Stoning a car? Okay, so the window was broken and the passengers terrified, but they’re fine. No blood. Move on. So long as the suspects are Arabs (and in this case we know because many have been caught and arrested), there is silence from those who only want to focus on beating their own breasts in shame, castigating their own people for intolerance.
Buses are being attacked — broken windows, a few cuts…move on. Until, God forbid, a driver loses control and crashes…move on.
I am disgusted at how often the Jerusalem light rail, a train I take almost daily, is attacked — almost always at the Shuafat (Arab) station. Most often, the incidents are not even reported; few statistics are gathered by the media. Move on. The windows crack, but they anticipated the violence so no one has been hurt…well, except when they threw tear gas on the train I was in (and still the media didn’t report it). I went to the City Pass office to confirm that they knew about it. They did…and still it was not reported. Move on.
Gunfire hits a family car on the same road where Malachi Rosenfeld was murdered a short time ago. But this time, miraculously, the shots missed. Move on. No pity, no story. No condemnations.
I am disgusted by those who burn this land, yet claim to love it and even own it. Hundreds of dunams, perhaps even thousands and more, have been destroyed by so many cases of arson this summer. So long as the suspects are Arabs, these fires are not condemned.
I am disgusted that I do not see condemnation of the Arabs again trying to burn down the Tomb of Joseph in Nablus. Is this not an attack on all Jews? Yes, Joseph died thousands of years ago, is he no longer ours?
I am disgusted that our disgust can never be bi-directional. I am so deeply saddened that the ghetto mentality thrives, even here in Israel. Don’t make waves; don’t make noise. Ignore the violence; expect it. Don’t, whatever you do, don’t hit back — they’ll only come and hit us all worse. Be quiet.
We didn’t see; we didn’t hear; we don’t know…just please, leave us alone. We’re sorry…we don’t even know if we did it, but if it will curtail the violence brewing on the other side, we’re so sorry.

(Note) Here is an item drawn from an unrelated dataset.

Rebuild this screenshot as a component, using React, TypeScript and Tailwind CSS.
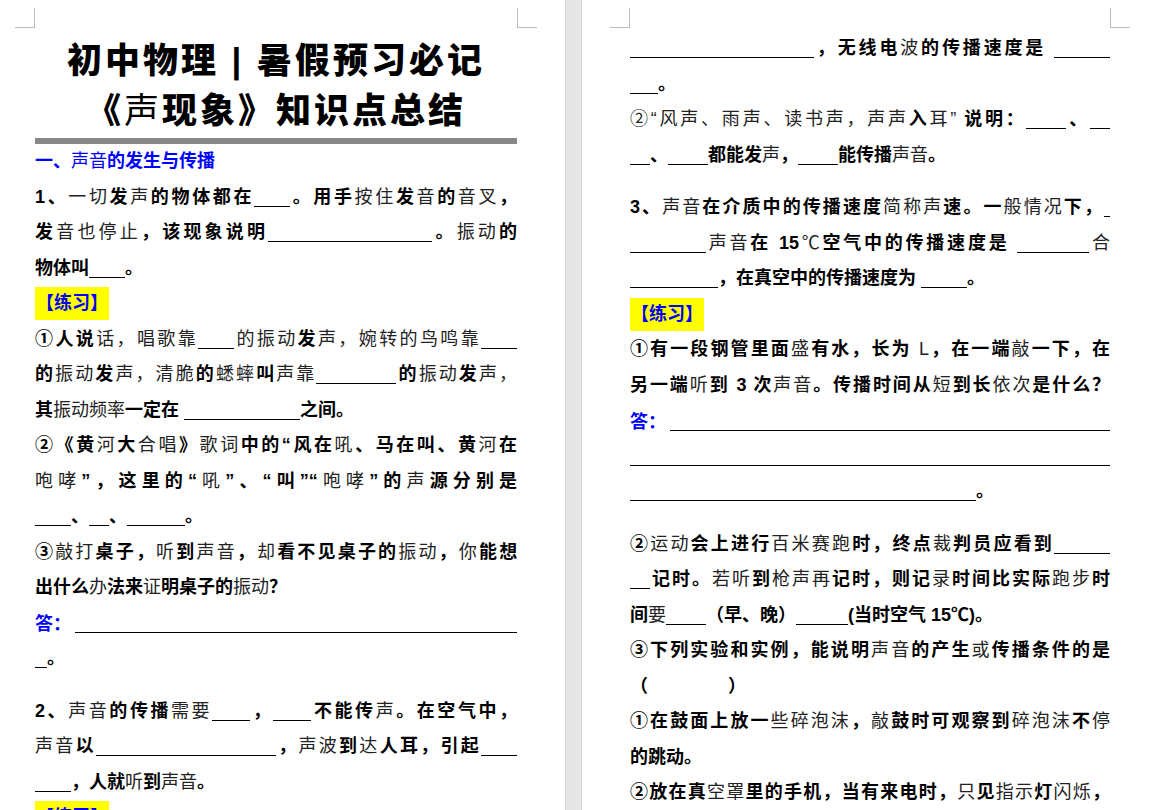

We came to Israel, returned to Israel, so that we could walk with our heads standing tall; that we could bow to no one; that we could be a people like all others.
We have failed miserably because we brought with us the ghetto Jew who always looks over his shoulder to what others are saying and thinking.
They say we murdered that child — quickly apologize, be horrified, be sorry.
We are horrified. No child should die in violence. We are sorry. No child should die in violence. But why, good God, why are we apologizing before we even know who did it? Because some media outlet decided that was the case?
Because the world decided that if a Jew dies it was probably because an Arab killed him and if an Arab dies it was probably because a Jew killed him? Is that the logic that rules our lives?
Act by act, we must react, but only, only when we have the facts.
We know that Yishai Schlissel easily outwitted the Israeli police and in an act of hatred and violence, stabbed six innocent people, so I am also disgusted at the Israeli police, who should have, and worse, did know better.
Beyond the disgust, remains deep inside of me the fundamental belief that Anne Frank was right, at least about the Jewish people. She said she believed that people were, at their heart, good. I do believe that — of all people, but most especially about my own. Not because we are better, but simply because I know “us” better than I know any other.
We are a caring nation, a loving one. For every incident of violence such as Schlissel’s atrocity, the burning of the Church in the north (one I have taken Christian guests to many times), the death of Mohammed Abu Khdeir, etc, there are at least a thousand acts of kindness done here and abroad by our people.
Can you erase the honor of our society when hundreds fly to Haiti because one stupid man acted in hate? Does the inhumane, barbaric murder of an Arab child lessen the amazing work we did in Nepal, Kenya, Indonesia and elsewhere?
There are thousands of ultra-Orthodox people working in organizations like Ezer Mizion, ZAKA, and Yad Sarah — organizations they created and share with the entire Israeli people. Do their acts of kindness on a daily basis suddenly lose meaning?
Why are we suddenly only defined by acts that represent less than 1% of our population? That are celebrated by less than 1%? It is so wrong to allow others to forget the essence of Israel — the kindness to the families of the three boys last summer, the prayers of a nation as our soldiers again went to war. All the times we have gathered in unity to welcome our oppressed — from Yemen, Soviet Union, Ethiopia, and beyond.
If you believe that what happened in one small Arab village called Duma represents Israel in any way, you truly do not know this people, this land. I am disgusted that in grabbing the ears of the media to bemoan an imperfect society, you slander a nation and people who have done so much, for so many, for so long.